Aveva individuato nel Caravaggio la sua stella polare e il Caravaggio di cui oggi si discute e di cui si approfondiscono innumerevoli aspetti è ancora quello che Calvesi ha delineato e consegnato a testi memorabili, raccolti in Le realtà del Caravaggio, pubblicato da Einaudi nel 1990, uno dei più grandi classici della storia dell’arte del nostro tempo. Tutti oggi vediamo Caravaggio con gli occhi di Calvesi, ma quasi nessuno, tranne i veri specialisti, lo sa, tanto potente fu la tesi attraverso la quale Calvesi spiegò Caravaggio quale artista dotto e popolare al contempo, latore di un messaggio di universale portata inerente alle tematiche ultime della religione cristiana, dell’introspezione interiore, dell’eterno e inesauribile contrasto tra vendetta e misericordia, tra violenza e amore.
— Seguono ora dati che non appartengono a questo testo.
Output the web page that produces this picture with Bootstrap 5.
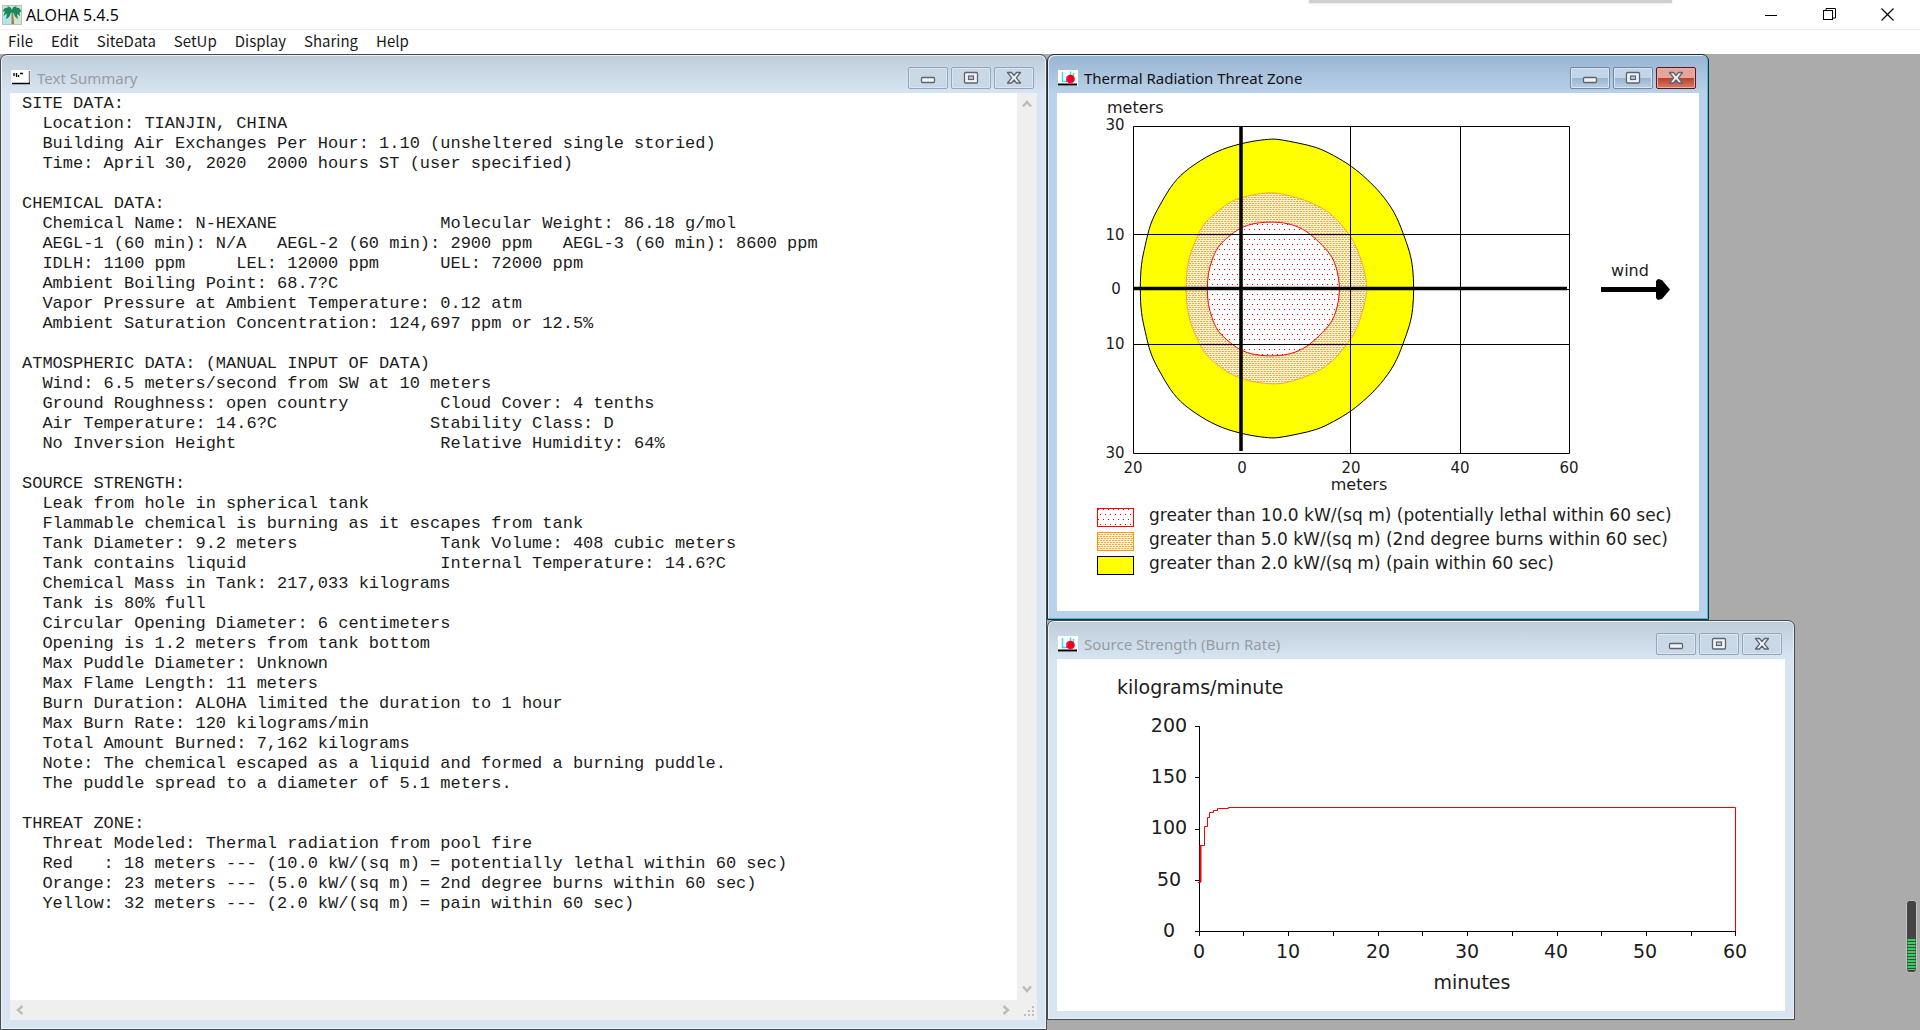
<!DOCTYPE html>
<html lang="en">
<head>
<meta charset="utf-8">
<title>ALOHA 5.4.5</title>
<meta name="viewport" content="width=device-width, initial-scale=1">
<link href="https://cdn.jsdelivr.net/npm/bootstrap@5.3.0/dist/css/bootstrap.min.css" rel="stylesheet">
<style>
body{font:15px/20px "Noto Sans CJK SC","Noto Sans",sans-serif;color:#000;background:#ababab;overflow:hidden}
.app-title{height:29px;background:#fff;padding:0 4px 0 2px;font:16px/20px "Open Sans",sans-serif}
.sysbtn{width:58px;height:28px;border:0;background:none;padding:0;line-height:0}
.menu-strip{height:25px;background:#fff;border-top:1px solid #f0f0f0;padding:0 8px 2px;gap:18px}
.menu-strip a{color:#1a1a1a;text-decoration:none}
.win{border:1px solid #4a4a4a;border-radius:7px 7px 0 0;background:linear-gradient(#bfcddb,#d7e4f2 38px);box-shadow:inset 0 0 0 1px #e9f1f9;padding:0 9px 8px;color:#979ca2}
.win.active{background:linear-gradient(#99b4d1,#b9d1ea 38px);border-color:#222b30;box-shadow:inset -1px -1px 0 0 #35c3e0,inset 1px 1px 0 0 #e2edf8;color:#111}
.text-win{padding-bottom:9px}
.win-head{height:38px;gap:6px;padding:8px 3px 0 1px}
.win-head h2{font:15px/20px "Noto Sans",sans-serif;margin:0}
.btnset{gap:3px}
.win-btn{width:40px;height:22px;padding:0;line-height:0;border:1px solid #95a5bd;border-radius:2px;background:#c9d8e7;box-shadow:inset 0 0 0 1px #dbe6f1}
.active .win-btn{border-color:#7188a3;background:linear-gradient(#c3d5e8 48%,#9bb5cf 52%,#b8cfe6)}
.active .win-close{border-color:#5a1420;background:linear-gradient(#e6a59b 48%,#bd4129 52%,#d67a66);box-shadow:inset 0 0 0 1px #e8b0a6}
.pane{background:#fff;color:#1c1c1c}
.summary{font:17px/20px "Liberation Mono",monospace;margin:0;padding:1px 0 0 12px;color:#1c1c1c}
.sb{background:#efefef}
.sb-v{width:20px;padding:6px 0}
.sb-h{height:20px;padding:0 3px 0 5px}
.sb-end{gap:13px}
.right-col{width:873px}
.zone{width:662px}
.strength{width:748px}
.zone .pane,.strength .pane{font-family:"DejaVu Sans",sans-serif}
.pane svg{display:block}
.legend-list{margin:0;padding:0 0 34px 40px;font-size:17px;line-height:20px}
.legend-list li{gap:15px;height:24px}
.legend-list svg{margin-top:3px}
.gauge{position:absolute;right:3px;bottom:57px;width:11px;height:73px}
.drop{position:absolute;top:0;left:1309px;width:363px;height:3px;background:#d0d0d0;box-shadow:0 0 3px #d0d0d0}
</style>
<script src="https://cdn.jsdelivr.net/npm/bootstrap@5.3.0/dist/js/bootstrap.bundle.min.js"></script>
</head>
<body class="vh-100 d-flex flex-column position-relative">
<svg width="0" height="0" class="position-absolute" aria-hidden="true">
<defs>
<pattern id="redDots" width="5" height="10" patternUnits="userSpaceOnUse"><rect width="5" height="10" fill="#fff"/><rect x="1" y="1" width="1" height="1" fill="#f00"/><rect x="3" y="6" width="1" height="1" fill="#f00"/></pattern>
<pattern id="orangeDots" width="3" height="4" patternUnits="userSpaceOnUse"><rect width="3" height="4" fill="#fff3e0"/><rect width="2" height="1" fill="#ffa726"/><rect x="1" y="2" width="2" height="1" fill="#ffa726"/></pattern>
<symbol id="i-min" viewBox="0 0 16 14"><rect x="1.5" y="6.5" width="13" height="5" rx="1" fill="#f4f4f4" stroke="#5c6472" stroke-width="1.3"/></symbol>
<symbol id="i-max" viewBox="0 0 16 14"><rect x="1.5" y="1.5" width="13" height="10.5" rx="1" fill="#f4f4f4" stroke="#5c6472" stroke-width="1.3"/><rect x="5.5" y="5" width="5" height="3.5" fill="#b9c9dc" stroke="#5c6472" stroke-width="1.2"/></symbol>
<symbol id="i-close" viewBox="0 0 16 14"><path d="M1.5 1.5H5.5L8 4.5 10.5 1.5H14.500L10.300 6.800 14.500 12H10.500L8 9 5.500 12H1.500L5.700 6.800Z" fill="#f4f4f4" stroke="#5c6472" stroke-width="1.3" stroke-linejoin="round"/></symbol>
<symbol id="i-plot" viewBox="0 0 20 16"><rect width="20" height="16" fill="#fff"/><path d="M4.500 2V11.500H9M12.500 1.500V6M15.500 3v3" stroke="#3df" stroke-width="1.500" fill="none"/><path d="M0 14.500H19" stroke="#000" stroke-width="2"/><circle cx="12.500" cy="9" r="4.300" fill="#f00010"/><path d="M9.500 6 9 12M12 13l2-1" stroke="#f0a" stroke-width="1.500"/></symbol>
</defs></svg>

<header class="app-title d-flex align-items-center justify-content-between">
<div class="d-flex align-items-center gap-1">
<svg width="20" height="20" viewBox="0 0 20 20" aria-hidden="true"><rect width="20" height="20" fill="#b9c2ba"/><rect x="1" y="1" width="18" height="18" fill="#d3e3cd"/><path d="M1 10h7v9H1z" fill="#b2e4ec"/><path d="M9.500 7H11L12 19H9.500Z" fill="#9b7650"/><path d="M10 5C9 2 7 1 5 1.500L6 3C3 2 1 4 1 7L3 6 1.500 11 5 8.500 4 14C7 13 8 11 8.500 8.500L10 7 12 8.500C12 11 14 13 16 14L15 9 18 11 17.500 7 19 7C19 4 17 2 14 3L15 1.500C12 1 10.500 2 10 5Z" fill="#17895f"/></svg>
<span>ALOHA 5.4.5</span></div>
<div class="d-flex">
<button class="sysbtn" aria-label="Minimize"><svg width="12" height="12"><path d="M0 6.500H12" stroke="#000"/></svg></button>
<button class="sysbtn" aria-label="Restore"><svg width="13" height="13" fill="none" stroke="#000"><rect x=".5" y="2.500" width="9" height="9"/><path d="M3 2.500V.5H12.500V10H10"/></svg></button>
<button class="sysbtn" aria-label="Close"><svg width="13" height="13"><path d="M.5.5 12.500 12.500M12.500.5.5 12.500" stroke="#000" stroke-width="1.200"/></svg></button>
</div></header>
<nav class="menu-strip d-flex align-items-center"><a href="#">File</a><a href="#">Edit</a><a href="#">SiteData</a><a href="#">SetUp</a><a href="#">Display</a><a href="#">Sharing</a><a href="#">Help</a></nav>

<main class="d-flex flex-fill overflow-hidden">
<section class="win text-win d-flex flex-column flex-fill">
<div class="win-head d-flex align-items-center">
<svg width="20" height="16" viewBox="0 0 20 16" aria-hidden="true"><rect width="20" height="14" fill="#fff"/><path d="M18.500 1V13" stroke="#777" stroke-width="1.500"/><path d="M1 13.500H19" stroke="#000" stroke-width="1.500"/><path d="M3 3v3M5.500 3v4M7.500 5v2M9 3.500h3" stroke="#000" stroke-width="1.300"/></svg>
<h2 class="me-auto">Text Summary</h2>
<div class="d-flex btnset"><button class="win-btn" aria-label="Minimize"><svg width="16" height="14"><use href="#i-min"/></svg></button><button class="win-btn" aria-label="Maximize"><svg width="16" height="14"><use href="#i-max"/></svg></button><button class="win-btn win-close" aria-label="Close"><svg width="16" height="14"><use href="#i-close"/></svg></button></div>
</div>
<div class="pane d-flex flex-fill overflow-hidden">
<pre class="summary flex-fill">SITE DATA:
  Location: TIANJIN, CHINA
  Building Air Exchanges Per Hour: 1.10 (unsheltered single storied)
  Time: April 30, 2020  2000 hours ST (user specified)

CHEMICAL DATA:
  Chemical Name: N-HEXANE                Molecular Weight: 86.18 g/mol
  AEGL-1 (60 min): N/A   AEGL-2 (60 min): 2900 ppm   AEGL-3 (60 min): 8600 ppm
  IDLH: 1100 ppm     LEL: 12000 ppm      UEL: 72000 ppm
  Ambient Boiling Point: 68.7?C
  Vapor Pressure at Ambient Temperature: 0.12 atm
  Ambient Saturation Concentration: 124,697 ppm or 12.5%

ATMOSPHERIC DATA: (MANUAL INPUT OF DATA)
  Wind: 6.5 meters/second from SW at 10 meters
  Ground Roughness: open country         Cloud Cover: 4 tenths
  Air Temperature: 14.6?C               Stability Class: D
  No Inversion Height                    Relative Humidity: 64%

SOURCE STRENGTH:
  Leak from hole in spherical tank
  Flammable chemical is burning as it escapes from tank
  Tank Diameter: 9.2 meters              Tank Volume: 408 cubic meters
  Tank contains liquid                   Internal Temperature: 14.6?C
  Chemical Mass in Tank: 217,033 kilograms
  Tank is 80% full
  Circular Opening Diameter: 6 centimeters
  Opening is 1.2 meters from tank bottom
  Max Puddle Diameter: Unknown
  Max Flame Length: 11 meters
  Burn Duration: ALOHA limited the duration to 1 hour
  Max Burn Rate: 120 kilograms/min
  Total Amount Burned: 7,162 kilograms
  Note: The chemical escaped as a liquid and formed a burning puddle.
  The puddle spread to a diameter of 5.1 meters.

THREAT ZONE:
  Threat Modeled: Thermal radiation from pool fire
  Red   : 18 meters --- (10.0 kW/(sq m) = potentially lethal within 60 sec)
  Orange: 23 meters --- (5.0 kW/(sq m) = 2nd degree burns within 60 sec)
  Yellow: 32 meters --- (2.0 kW/(sq m) = pain within 60 sec)</pre>
<div class="sb sb-v d-flex flex-column justify-content-between align-items-center" aria-hidden="true"><svg width="12" height="10"><path d="M2 7.500 6 3 10 7.500" fill="none" stroke="#bdbdbd" stroke-width="2.500"/></svg><svg width="12" height="10"><path d="M2 2.500 6 7 10 2.500" fill="none" stroke="#bdbdbd" stroke-width="2.500"/></svg></div>
</div>
<div class="sb sb-h d-flex justify-content-between align-items-center" aria-hidden="true"><svg width="10" height="12"><path d="M7.500 2 3 6 7.500 10" fill="none" stroke="#bdbdbd" stroke-width="2.500"/></svg><div class="d-flex align-items-end sb-end"><svg width="10" height="12"><path d="M2.500 2 7 6 2.500 10" fill="none" stroke="#bdbdbd" stroke-width="2.500"/></svg><svg width="10" height="10" fill="#bdbdbd"><path d="M8 0h2v2H8zM4 4h2v2H4zM8 4h2v2H8zM0 8h2v2H0zM4 8h2v2H4zM8 8h2v2H8z"/></svg></div></div>
</section>

<div class="right-col flex-shrink-0 d-flex flex-column">
<section class="win active zone">
<div class="win-head d-flex align-items-center"><svg width="20" height="16" aria-hidden="true"><use href="#i-plot"/></svg><h2 class="me-auto">Thermal Radiation Threat Zone</h2>
<div class="d-flex btnset"><button class="win-btn" aria-label="Minimize"><svg width="16" height="14"><use href="#i-min"/></svg></button><button class="win-btn" aria-label="Maximize"><svg width="16" height="14"><use href="#i-max"/></svg></button><button class="win-btn win-close" aria-label="Close"><svg width="16" height="14"><use href="#i-close"/></svg></button></div></div>
<div class="pane">
<svg width="642" height="412" viewBox="1 0 642 412" font-size="15" fill="#1c1c1c" text-anchor="middle" role="img" aria-label="Threat zone plot">
<path class="contour" data-points="214 46 196 48 171 54 151 63 127 79 114 94 104 112 94 130 89 154 85 170 84 196 85 221 89 237 94 261 104 279 114 297 127 312 151 328 171 337 196 343 214 345 222 345 242 341 261 337 277 329 296 318 312 304 324 292 339 272 347 251 354 232 357 216 358 196 357 175 354 159 347 140 339 119 324 99 312 87 296 73 277 62 261 54 242 50 222 46" fill="#ff0" stroke="#000"/>
<path class="contour" data-points="214 99 196 102 178 106 166 115 147 130 141 145 133 162 130 184 130 206 133 228 141 245 147 260 166 276 178 283 196 289 214 291 227 291 247 285 267 276 279 266 296 246 304 228 310 206 311 195 310 184 304 162 296 144 279 124 267 115 247 106 227 101" fill="url(#orangeDots)" stroke="#ffa726"/>
<path class="contour" data-points="204 129 187 133 174 142 161 154 156 167 152 180 151 196 152 212 156 225 161 238 174 250 187 259 204 263 224 263 239 260 254 252 267 239 277 228 282 212 284 196 282 180 277 164 267 153 254 140 239 132 224 129" fill="url(#redDots)" stroke="#f00"/>
<g stroke="#000" fill="none"><path d="M77.500 33.500H513.500V360.500H77.500ZM294.500 33V360M404.500 33V360M77 141.500H513M77 196.500H513M77 251.500H513"/>
<path d="M185 33V358M77 195.500H511" stroke-width="3.500"/></g>
<path d="M545 196.500H603" stroke="#000" stroke-width="5"/><path d="M600 188 602 186 606 187 614 196.500 606 206 602 207 600 205Z" fill="#000"/>
<text x="51" y="20" text-anchor="start" font-size="16">meters</text>
<text x="59" y="37">30</text><text x="59" y="147">10</text><text x="60" y="201">0</text><text x="59" y="256">10</text><text x="59" y="365">30</text>
<text x="77" y="380">20</text><text x="186" y="380">0</text><text x="295" y="380">20</text><text x="404" y="380">40</text><text x="513" y="380">60</text>
<text x="303" y="397" font-size="16">meters</text><text x="574" y="183" font-size="16">wind</text>
</svg>
<ul class="legend-list list-unstyled">
<li class="d-flex align-items-start"><svg width="37" height="19" aria-hidden="true"><rect x=".5" y=".5" width="36" height="18" fill="url(#redDots)" stroke="#f00"/></svg><span>greater than 10.0 kW/(sq m) (potentially lethal within 60 sec)</span></li>
<li class="d-flex align-items-start"><svg width="37" height="19" aria-hidden="true"><rect x=".5" y=".5" width="36" height="18" fill="url(#orangeDots)" stroke="#ff9800"/></svg><span>greater than 5.0 kW/(sq m) (2nd degree burns within 60 sec)</span></li>
<li class="d-flex align-items-start"><svg width="37" height="19" aria-hidden="true"><rect x=".5" y=".5" width="36" height="18" fill="#ff0" stroke="#000"/></svg><span>greater than 2.0 kW/(sq m) (pain within 60 sec)</span></li>
</ul>
</div>
</section>
<section class="win strength">
<div class="win-head d-flex align-items-center"><svg width="20" height="16" aria-hidden="true"><use href="#i-plot"/></svg><h2 class="me-auto">Source Strength (Burn Rate)</h2>
<div class="d-flex btnset"><button class="win-btn" aria-label="Minimize"><svg width="16" height="14"><use href="#i-min"/></svg></button><button class="win-btn" aria-label="Maximize"><svg width="16" height="14"><use href="#i-max"/></svg></button><button class="win-btn win-close" aria-label="Close"><svg width="16" height="14"><use href="#i-close"/></svg></button></div></div>
<div class="pane">
<svg width="728" height="352" viewBox="0 1 728 352" font-size="19" fill="#1c1c1c" text-anchor="middle" role="img" aria-label="Burn rate over time">
<path d="M142.500 68V273.500H679M138 68.500H142M138 119.500H142M138 171.500H142M138 222.500H142M138 273.500H142M142.500 273V278M186.500 273V278M231.500 273V278M276.500 273V278M321.500 273V278M365.500 273V278M410.500 273V278M455.500 273V278M500.500 273V278M544.500 273V278M589.500 273V278M634.500 273V278M678.500 273V278" stroke="#000" fill="none"/>
<path d="M141 224.500H143.500V187.500H147.500V168.500H150.500V159.500H152.500V154.500H156.500V152.500H160.500V150.500H171.500V149.500H678.500V273" stroke="#f00000" fill="none"/><path d="M143.500 187V224" stroke="#f00" stroke-width="2"/>
<text x="60" y="36" text-anchor="start">kilograms/minute</text>
<text x="112" y="74">200</text><text x="112" y="125">150</text><text x="112" y="176">100</text><text x="112" y="228">50</text><text x="112" y="279">0</text>
<text x="142" y="300">0</text><text x="231" y="300">10</text><text x="321" y="300">20</text><text x="410" y="300">30</text><text x="499" y="300">40</text><text x="588" y="300">50</text><text x="678" y="300">60</text>
<text x="415" y="331">minutes</text>
</svg></div>
</section>
</div>
</main>
<div class="drop" aria-hidden="true"></div>
<svg class="gauge" viewBox="0 0 11 73" aria-hidden="true"><rect x=".5" y=".5" width="10" height="72" rx="3" fill="#444" stroke="#c4c4c4"/><path d="M5.500 39V70" stroke="#35d05c" stroke-width="8" stroke-dasharray="2 1"/></svg>
<script>
// Draws each closed contour as a cubic B-spline over its points.
document.querySelectorAll('.contour').forEach(function (el) {
  var v = el.dataset.points.split(' ').map(Number), p = [], i;
  for (i = 0; i < v.length; i += 2) p.push([v[i], v[i + 1]]);
  var n = p.length, d = '';
  function mix(a, b, c, wa, wb, wc) {
    return [0, 1].map(function (k) { return (wa * a[k] + wb * b[k] + wc * c[k]) / 6; });
  }
  for (i = 0; i < n; i++) {
    var a = p[(i + n - 1) % n], b = p[i], c = p[(i + 1) % n], e = p[(i + 2) % n];
    if (!i) d = 'M' + mix(a, b, c, 1, 4, 1);
    d += 'C' + [mix(a, b, c, 0, 4, 2), mix(a, b, c, 0, 2, 4), mix(b, c, e, 1, 4, 1)].join(' ');
  }
  el.setAttribute('d', d + 'Z');
});
</script>
</body>
</html>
Impressionava la capacità e la continuità di studio di cui Calvesi era capace.
La sua casa romana è qualche cosa di unico e sbalorditivo, uno scrigno misterioso e silenzioso gremito di ambienti molto diversi tra loro, opere d’arte antiche e moderne. Mario Ceroli aveva fatto per lui e per la sua cara moglie Augusta Monferini una biblioteca che non si sarebbe potuto desiderare più affascinante. Sembrava che Calvesi non facesse altro che studiare e per certi versi è stata proprio così la sua vita. Doveva capire. Capire proprio là dove una questione evidentemente posta da un grande maestro in una sua opera cruciale è apparsa per secoli o decenni incomprensibile. Ma si deve capire, eccome! È quella la bellezza che salverà il mondo, avrebbe potuto dire Calvesi, quella della comprensione.
Fosse la Melancolia I di D?rer, o il Grande Vetro di Duchamp, fossero gli affreschi di Piero della Francesca ad Arezzo, fosse la Tempesta di Giorgione o il libro Hypnerotomachia Poliphili di Francesco Colonna del 1499. Il più grande interlocutore di Calvesi è stato forse Duchamp.
Nel 1975 esce per Officina Edizioni il libro Duchamp invisibile. La costruzione del simbolo, poi riedito da Maretti nel 2016 completamente rinnovato anche nel titolo. Nella prima edizione Calvesi cita in apertura Le confessioni di Sant’Agostino: «poche sono le cose che diciamo con proprietà, la maggior parte le diciamo impropriamente: ma si comprende ciò che vogliamo dire».